[begin DATASET SECTION]

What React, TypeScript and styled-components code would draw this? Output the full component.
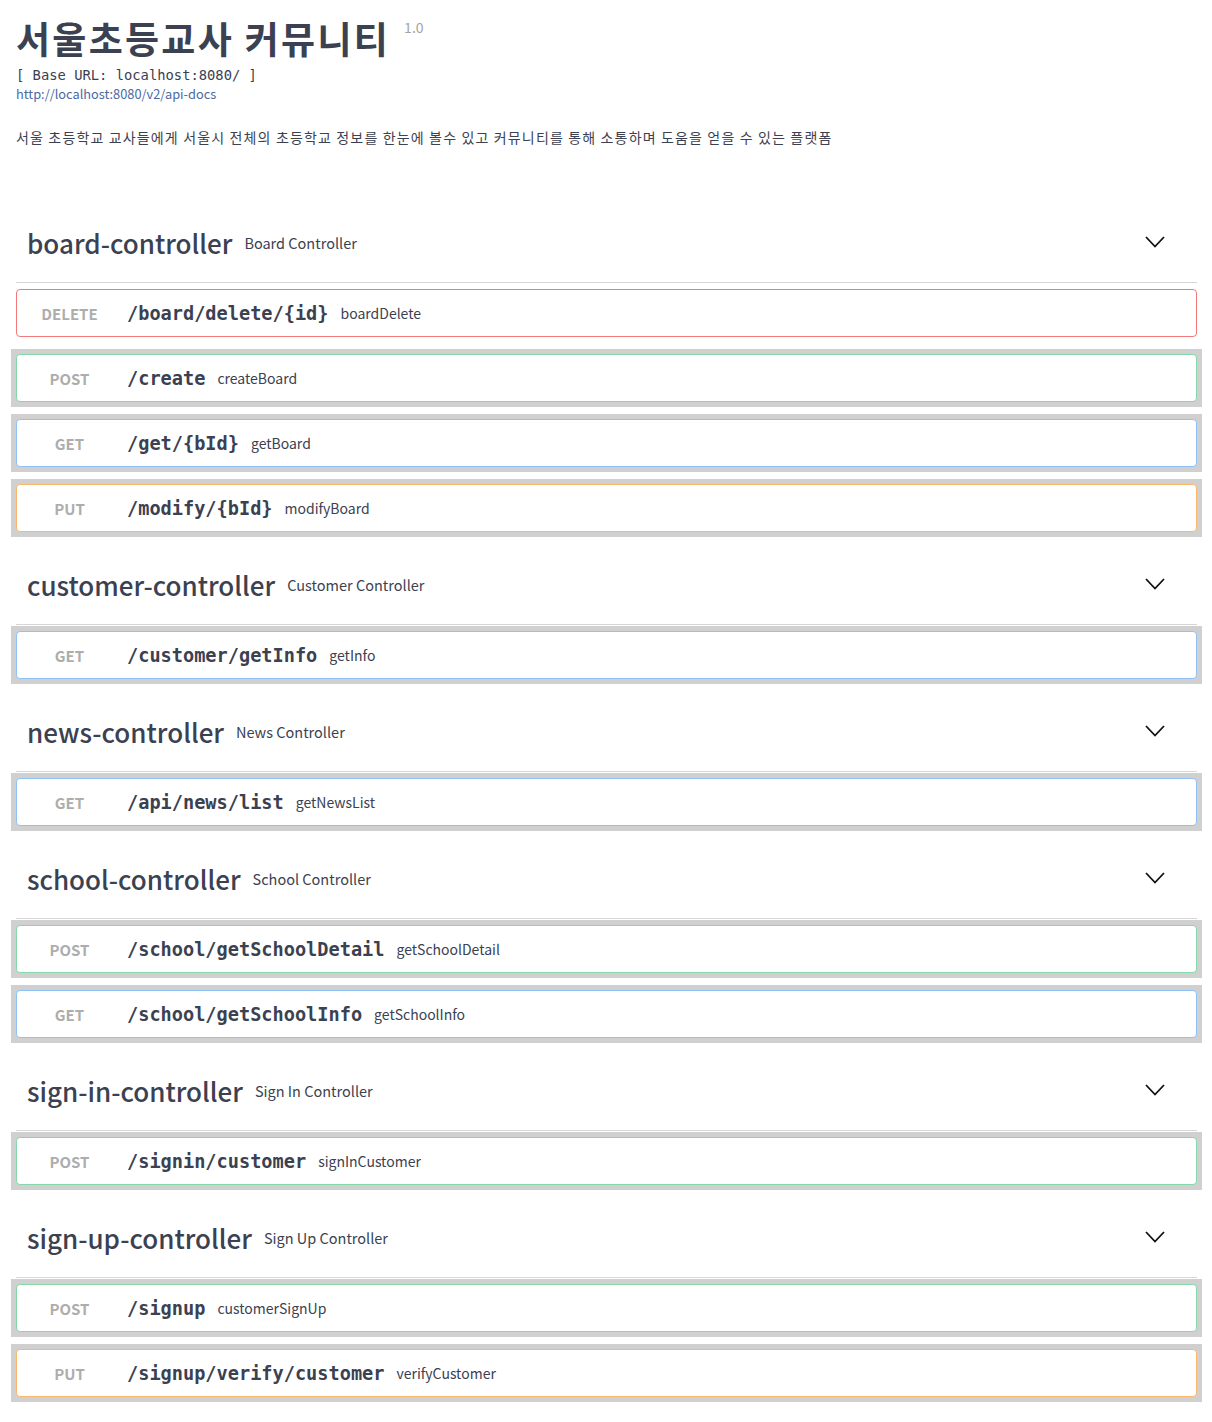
import React from 'react';
import styled, { createGlobalStyle } from 'styled-components';

const Global = createGlobalStyle`
  html, body { margin: 0; padding: 0; background: #fff; }
  body {
    font-family: "Noto Sans CJK KR", "Noto Sans", sans-serif;
    color: #3b4151;
  }
`;

type Method = 'DELETE' | 'POST' | 'GET' | 'PUT';

const borderColors: Record<Method, string> = {
  DELETE: '#f47a7a',
  POST: '#84d8aa',
  GET: '#8ec1f6',
  PUT: '#fbb76a',
};

const Page = styled.div`
  padding: 0 15px 20px 16px;
`;

const Info = styled.header`
  padding-top: 16px;
  margin-bottom: 58px;
`;

const Title = styled.h2`
  margin: 0;
  display: flex;
  align-items: flex-start;
  font-size: 37px;
  font-weight: 700;
  line-height: 44px;
  letter-spacing: 2.3px;
  color: #3b4151;
`;

const Version = styled.small`
  font-size: 14px;
  font-weight: 400;
  line-height: 18px;
  letter-spacing: 0;
  color: #a4a4a4;
  margin-left: 14px;
  margin-top: 2px;
`;

const BaseUrl = styled.pre`
  margin: 6px 0 0;
  font-family: "DejaVu Sans Mono", monospace;
  font-size: 13.8px;
  line-height: 18px;
  color: #3b4151;
`;

const DocsLink = styled.a`
  display: block;
  font-size: 12.8px;
  line-height: 19px;
  color: #4a6aa5;
  text-decoration: none;
`;

const Description = styled.p`
  margin: 24px 0 0;
  font-size: 14px;
  line-height: 20px;
  letter-spacing: 1.15px;
  color: #3b4151;
`;

const Section = styled.section`
  margin-bottom: 10px;
`;

const TagHeader = styled.div`
  display: flex;
  align-items: center;
  height: 78px;
  box-sizing: border-box;
  padding: 0 32px 3px 11px;
  border-bottom: 1px solid #d6d6d6;
  margin-bottom: 1px;
`;

const TagName = styled.span`
  font-size: 26px;
  font-weight: 500;
  color: #3b4151;
`;

const TagDesc = styled.span`
  margin-left: 12px;
  font-size: 14.5px;
  color: #3b4151;
  flex: 1;
`;

const Chevron = styled.svg`
  width: 20px;
  height: 12px;
  flex: none;
`;

const OpFrame = styled.div<{ $active: boolean }>`
  margin: 0 -5px 7px;
  padding: 5px;
  background: ${(p) => (p.$active ? '#d0d0d0' : 'transparent')};
`;

const OpRow = styled.div<{ $method: Method }>`
  display: flex;
  align-items: center;
  height: 48px;
  box-sizing: border-box;
  padding: 0 10px;
  background: #fff;
  border: 1px solid ${(p) => borderColors[p.$method]};
  border-radius: 4px;
`;

const MethodLabel = styled.span`
  width: 85px;
  flex: none;
  text-align: center;
  font-size: 15px;
  font-weight: 700;
  color: #adadad;
`;

const Path = styled.span`
  margin-left: 15px;
  font-family: "DejaVu Sans Mono", monospace;
  font-size: 18.6px;
  font-weight: 700;
  color: #3b4151;
`;

const Summary = styled.span`
  margin-left: 12px;
  font-size: 14px;
  color: #3b4151;
`;

type Op = { method: Method; path: string; summary: string; active: boolean };
type Tag = { name: string; desc: string; ops: Op[] };

const tags: Tag[] = [
  {
    name: 'board-controller',
    desc: 'Board Controller',
    ops: [
      { method: 'DELETE', path: '/board/delete/{id}', summary: 'boardDelete', active: false },
      { method: 'POST', path: '/create', summary: 'createBoard', active: true },
      { method: 'GET', path: '/get/{bId}', summary: 'getBoard', active: true },
      { method: 'PUT', path: '/modify/{bId}', summary: 'modifyBoard', active: true },
    ],
  },
  {
    name: 'customer-controller',
    desc: 'Customer Controller',
    ops: [{ method: 'GET', path: '/customer/getInfo', summary: 'getInfo', active: true }],
  },
  {
    name: 'news-controller',
    desc: 'News Controller',
    ops: [{ method: 'GET', path: '/api/news/list', summary: 'getNewsList', active: true }],
  },
  {
    name: 'school-controller',
    desc: 'School Controller',
    ops: [
      { method: 'POST', path: '/school/getSchoolDetail', summary: 'getSchoolDetail', active: true },
      { method: 'GET', path: '/school/getSchoolInfo', summary: 'getSchoolInfo', active: true },
    ],
  },
  {
    name: 'sign-in-controller',
    desc: 'Sign In Controller',
    ops: [{ method: 'POST', path: '/signin/customer', summary: 'signInCustomer', active: true }],
  },
  {
    name: 'sign-up-controller',
    desc: 'Sign Up Controller',
    ops: [
      { method: 'POST', path: '/signup', summary: 'customerSignUp', active: true },
      { method: 'PUT', path: '/signup/verify/customer', summary: 'verifyCustomer', active: true },
    ],
  },
];

export default function App() {
  return (
    <>
      <Global />
      <Page>
        <Info>
          <Title>
            서울초등교사 커뮤니티
            <Version>1.0</Version>
          </Title>
          <BaseUrl>[ Base URL: localhost:8080/ ]</BaseUrl>
          <DocsLink href="#">http://localhost:8080/v2/api-docs</DocsLink>
          <Description>
            서울 초등학교 교사들에게 서울시 전체의 초등학교 정보를 한눈에 볼수 있고 커뮤니티를 통해 소통하며 도움을 얻을 수 있는 플랫폼
          </Description>
        </Info>
        {tags.map((t) => (
          <Section key={t.name}>
            <TagHeader>
              <TagName>{t.name}</TagName>
              <TagDesc>{t.desc}</TagDesc>
              <Chevron viewBox="0 0 20 12">
                <polyline points="1,1 10,10.5 19,1" fill="none" stroke="#111" strokeWidth="1.8" />
              </Chevron>
            </TagHeader>
            {t.ops.map((o) => (
              <OpFrame key={o.method + o.path} $active={o.active}>
                <OpRow $method={o.method}>
                  <MethodLabel>{o.method}</MethodLabel>
                  <Path>{o.path}</Path>
                  <Summary>{o.summary}</Summary>
                </OpRow>
              </OpFrame>
            ))}
          </Section>
        ))}
      </Page>
    </>
  );
}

[end DATASET SECTION]

WRITTEN REQUEST → Return the material word for word. Pictures are not part of the copy.

RESULT OF THIS EXERCISE →
What React, TypeScript and styled-components code would draw this? Output the full component.
import React from 'react';
import styled, { createGlobalStyle } from 'styled-components';

const Global = createGlobalStyle`
  html, body { margin: 0; padding: 0; background: #fff; }
  body {
    font-family: "Noto Sans CJK KR", "Noto Sans", sans-serif;
    color: #3b4151;
  }
`;

type Method = 'DELETE' | 'POST' | 'GET' | 'PUT';

const borderColors: Record<Method, string> = {
  DELETE: '#f47a7a',
  POST: '#84d8aa',
  GET: '#8ec1f6',
  PUT: '#fbb76a',
};

const Page = styled.div`
  padding: 0 15px 20px 16px;
`;

const Info = styled.header`
  padding-top: 16px;
  margin-bottom: 58px;
`;

const Title = styled.h2`
  margin: 0;
  display: flex;
  align-items: flex-start;
  font-size: 37px;
  font-weight: 700;
  line-height: 44px;
  letter-spacing: 2.3px;
  color: #3b4151;
`;

const Version = styled.small`
  font-size: 14px;
  font-weight: 400;
  line-height: 18px;
  letter-spacing: 0;
  color: #a4a4a4;
  margin-left: 14px;
  margin-top: 2px;
`;

const BaseUrl = styled.pre`
  margin: 6px 0 0;
  font-family: "DejaVu Sans Mono", monospace;
  font-size: 13.8px;
  line-height: 18px;
  color: #3b4151;
`;

const DocsLink = styled.a`
  display: block;
  font-size: 12.8px;
  line-height: 19px;
  color: #4a6aa5;
  text-decoration: none;
`;

const Description = styled.p`
  margin: 24px 0 0;
  font-size: 14px;
  line-height: 20px;
  letter-spacing: 1.15px;
  color: #3b4151;
`;

const Section = styled.section`
  margin-bottom: 10px;
`;

const TagHeader = styled.div`
  display: flex;
  align-items: center;
  height: 78px;
  box-sizing: border-box;
  padding: 0 32px 3px 11px;
  border-bottom: 1px solid #d6d6d6;
  margin-bottom: 1px;
`;

const TagName = styled.span`
  font-size: 26px;
  font-weight: 500;
  color: #3b4151;
`;

const TagDesc = styled.span`
  margin-left: 12px;
  font-size: 14.5px;
  color: #3b4151;
  flex: 1;
`;

const Chevron = styled.svg`
  width: 20px;
  height: 12px;
  flex: none;
`;

const OpFrame = styled.div<{ $active: boolean }>`
  margin: 0 -5px 7px;
  padding: 5px;
  background: ${(p) => (p.$active ? '#d0d0d0' : 'transparent')};
`;

const OpRow = styled.div<{ $method: Method }>`
  display: flex;
  align-items: center;
  height: 48px;
  box-sizing: border-box;
  padding: 0 10px;
  background: #fff;
  border: 1px solid ${(p) => borderColors[p.$method]};
  border-radius: 4px;
`;

const MethodLabel = styled.span`
  width: 85px;
  flex: none;
  text-align: center;
  font-size: 15px;
  font-weight: 700;
  color: #adadad;
`;

const Path = styled.span`
  margin-left: 15px;
  font-family: "DejaVu Sans Mono", monospace;
  font-size: 18.6px;
  font-weight: 700;
  color: #3b4151;
`;

const Summary = styled.span`
  margin-left: 12px;
  font-size: 14px;
  color: #3b4151;
`;

type Op = { method: Method; path: string; summary: string; active: boolean };
type Tag = { name: string; desc: string; ops: Op[] };

const tags: Tag[] = [
  {
    name: 'board-controller',
    desc: 'Board Controller',
    ops: [
      { method: 'DELETE', path: '/board/delete/{id}', summary: 'boardDelete', active: false },
      { method: 'POST', path: '/create', summary: 'createBoard', active: true },
      { method: 'GET', path: '/get/{bId}', summary: 'getBoard', active: true },
      { method: 'PUT', path: '/modify/{bId}', summary: 'modifyBoard', active: true },
    ],
  },
  {
    name: 'customer-controller',
    desc: 'Customer Controller',
    ops: [{ method: 'GET', path: '/customer/getInfo', summary: 'getInfo', active: true }],
  },
  {
    name: 'news-controller',
    desc: 'News Controller',
    ops: [{ method: 'GET', path: '/api/news/list', summary: 'getNewsList', active: true }],
  },
  {
    name: 'school-controller',
    desc: 'School Controller',
    ops: [
      { method: 'POST', path: '/school/getSchoolDetail', summary: 'getSchoolDetail', active: true },
      { method: 'GET', path: '/school/getSchoolInfo', summary: 'getSchoolInfo', active: true },
    ],
  },
  {
    name: 'sign-in-controller',
    desc: 'Sign In Controller',
    ops: [{ method: 'POST', path: '/signin/customer', summary: 'signInCustomer', active: true }],
  },
  {
    name: 'sign-up-controller',
    desc: 'Sign Up Controller',
    ops: [
      { method: 'POST', path: '/signup', summary: 'customerSignUp', active: true },
      { method: 'PUT', path: '/signup/verify/customer', summary: 'verifyCustomer', active: true },
    ],
  },
];

export default function App() {
  return (
    <>
      <Global />
      <Page>
        <Info>
          <Title>
            서울초등교사 커뮤니티
            <Version>1.0</Version>
          </Title>
          <BaseUrl>[ Base URL: localhost:8080/ ]</BaseUrl>
          <DocsLink href="#">http://localhost:8080/v2/api-docs</DocsLink>
          <Description>
            서울 초등학교 교사들에게 서울시 전체의 초등학교 정보를 한눈에 볼수 있고 커뮤니티를 통해 소통하며 도움을 얻을 수 있는 플랫폼
          </Description>
        </Info>
        {tags.map((t) => (
          <Section key={t.name}>
            <TagHeader>
              <TagName>{t.name}</TagName>
              <TagDesc>{t.desc}</TagDesc>
              <Chevron viewBox="0 0 20 12">
                <polyline points="1,1 10,10.5 19,1" fill="none" stroke="#111" strokeWidth="1.8" />
              </Chevron>
            </TagHeader>
            {t.ops.map((o) => (
              <OpFrame key={o.method + o.path} $active={o.active}>
                <OpRow $method={o.method}>
                  <MethodLabel>{o.method}</MethodLabel>
                  <Path>{o.path}</Path>
                  <Summary>{o.summary}</Summary>
                </OpRow>
              </OpFrame>
            ))}
          </Section>
        ))}
      </Page>
    </>
  );
}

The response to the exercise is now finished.